I had a friend long ago who once said that she wished Neil Young were her dad. While such a wish strikes me as misguided at best, my own opinion about Young has progressed from indifference to a respect that borders on awe. I first discovered his music while babysitting for hippies in the late 1970s. At that time, I was more attracted by the gorgeous harmonizing of his colleagues Crosby, Stills, and Nash. Young's quasi-tuneless, mournful, boyishly fragile voice and alternately morose and bitter songwriting seemed to me hallmarks of guy music, which didn't interest me as a rule; I preferred Joni Mitchell, Carly Simon, and Phoebe Snow. But I recall riding on a city bus around that time and witnessing an older teen vandalizing the seat-back ahead of her with the iconic words: "Oh to live on sugar mountain, with the barkers and the colored balloons." The pathos of this scene touched and unnerved me,leaving me wondering if the adulthood I so longed for would leave me with a broken sense of longing (it has).
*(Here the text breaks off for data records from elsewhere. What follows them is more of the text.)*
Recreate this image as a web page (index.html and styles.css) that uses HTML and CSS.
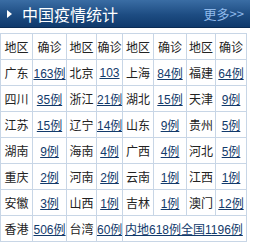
FILE: index.html
```html
<!DOCTYPE html>
<html>
<head>
<meta charset="utf-8">
<link rel="stylesheet" href="styles.css">
</head>
<body>
<div class="box">
  <div class="head">
    <span class="arrow"></span>
    <span class="title">中国疫情统计</span>
    <a class="more" href="#">更多&gt;&gt;</a>
  </div>
  <table class="grid">
    <colgroup>
      <col class="c1"><col class="c2"><col class="c3"><col class="c4">
      <col class="c5"><col class="c6"><col class="c7"><col class="c8">
    </colgroup>
    <tr><td>地区</td><td>确诊</td><td>地区</td><td>确诊</td><td>地区</td><td>确诊</td><td>地区</td><td>确诊</td></tr>
    <tr><td>广东</td><td><a href="#">163例</a></td><td>北京</td><td><a href="#">103</a></td><td>上海</td><td><a href="#">84例</a></td><td>福建</td><td><a href="#">64例</a></td></tr>
    <tr><td>四川</td><td><a href="#">35例</a></td><td>浙江</td><td><a href="#">21例</a></td><td>湖北</td><td><a href="#">15例</a></td><td>天津</td><td><a href="#">9例</a></td></tr>
    <tr><td>江苏</td><td><a href="#">15例</a></td><td>辽宁</td><td><a href="#">14例</a></td><td>山东</td><td><a href="#">9例</a></td><td>贵州</td><td><a href="#">5例</a></td></tr>
    <tr><td>湖南</td><td><a href="#">9例</a></td><td>海南</td><td><a href="#">4例</a></td><td>广西</td><td><a href="#">4例</a></td><td>河北</td><td><a href="#">5例</a></td></tr>
    <tr><td>重庆</td><td><a href="#">2例</a></td><td>河南</td><td><a href="#">2例</a></td><td>云南</td><td><a href="#">1例</a></td><td>江西</td><td><a href="#">1例</a></td></tr>
    <tr><td>安徽</td><td><a href="#">3例</a></td><td>山西</td><td><a href="#">1例</a></td><td>吉林</td><td><a href="#">1例</a></td><td>澳门</td><td><a href="#">12例</a></td></tr>
    <tr><td>香港</td><td><a href="#">506例</a></td><td>台湾</td><td><a href="#">60例</a></td><td colspan="4" class="total"><a href="#">内地618例全国1196例</a></td></tr>
  </table>
</div>
</body>
</html>
```

FILE: styles.css
```css
html, body {
  margin: 0;
  padding: 0;
  background: #ffffff;
}
.box {
  width: 250px;
  font-family: "Liberation Sans", "Noto Sans CJK SC", sans-serif;
}
.head {
  height: 27px;
  display: flex;
  align-items: center;
  background: linear-gradient(#3a6da4, #1d4c82 55%, #0f3a6c);
  border-bottom: 1px solid #0a2c55;
}
.arrow {
  width: 0;
  height: 0;
  margin-left: 7px;
  border-top: 4px solid transparent;
  border-bottom: 4px solid transparent;
  border-left: 5px solid #ffffff;
}
.title {
  margin-left: 10px;
  color: #ffffff;
  font-size: 16px;
  font-family: "Noto Sans CJK SC", sans-serif;
}
.more {
  margin-left: auto;
  margin-right: 6px;
  color: #8fb9ea;
  font-size: 13px;
  text-decoration: none;
  font-family: "Noto Sans CJK SC", sans-serif;
}
.grid {
  margin-top: 5px;
  border-collapse: collapse;
  table-layout: fixed;
  width: 246px;
  border: 1px solid #c8d6e6;
}
.c1 { width: 32px; }
.c2 { width: 34px; }
.c3 { width: 30px; }
.c4 { width: 26px; }
.c5 { width: 31px; }
.c6 { width: 33px; }
.c7 { width: 29px; }
.c8 { width: 31px; }
.grid td {
  height: 25px;
  padding: 0;
  border: 1px solid #c8d6e6;
  text-align: center;
  font-size: 12px;
  color: #222222;
  white-space: nowrap;
  overflow: hidden;
}
.grid a {
  color: #123a6b;
  text-decoration: underline;
}
.grid td.total {
  text-align: left;
  padding-left: 2px;
}
```
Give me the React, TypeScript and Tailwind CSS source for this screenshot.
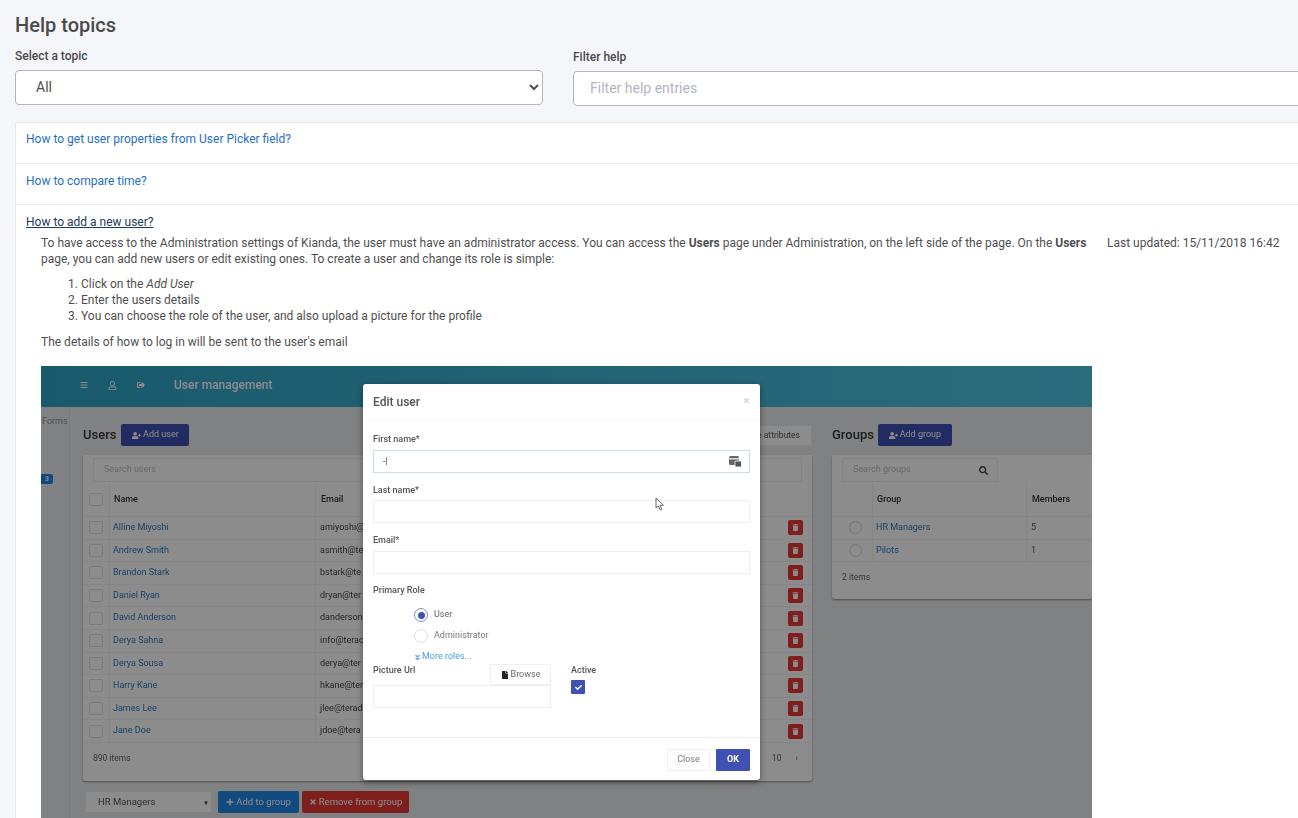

As a professional longhair with a limited amount of spare time, I'm pretty well out of touch with current pop culture, and I haven't heard Young's latest two albums. However, the shaky voice, seemingly without overtones, and the despairing songs of the 1970s-era Neil Young are so full of human loneliness and a kind of existential resignation to the uncontrollable strangeness and suffering of life that they resonate powerfully in my heart and memory.

8 comments:

wheyface said...

hello!
I wasn't too keen on Neil Young when I first listened to him in my early 20s. But I've changed my mind.

Pentimento said...

Hi wheyface! I am chuffed that you're here!

wheyface said...

Reading your blog reminds me of your voice and the conversations we had.

Pentimento said...

I'm so glad you're reading it! We probably didn't discuss Neil Young though . . . : )

Maclin Horton said...

Very interesting blog (I'm here via The Dawn Patrol). I'll be back. Perhaps you would enjoy my recent review of one of Neil's classics.

Pentimento said...

Thank you, maclin. I'm starting to think that Neil is underrated, if that's possible.

Tertium Quid said...

I love Neil Young too.

Not long ago I was working late and found this on YouTube. I sent it to my wife.

http://www.youtube.com/watch?v=XQXnvNwGTAY

Pentimento said...

tertium quid, thanks for the link; it was beautiful. You can really hear the musical aesthetic that he shares with Joni Mitchell.

On the other hand, I was very upset by the flame war in the comments section. It makes my heart sink to see how people approach things that are beautiful with so much hatred and fear.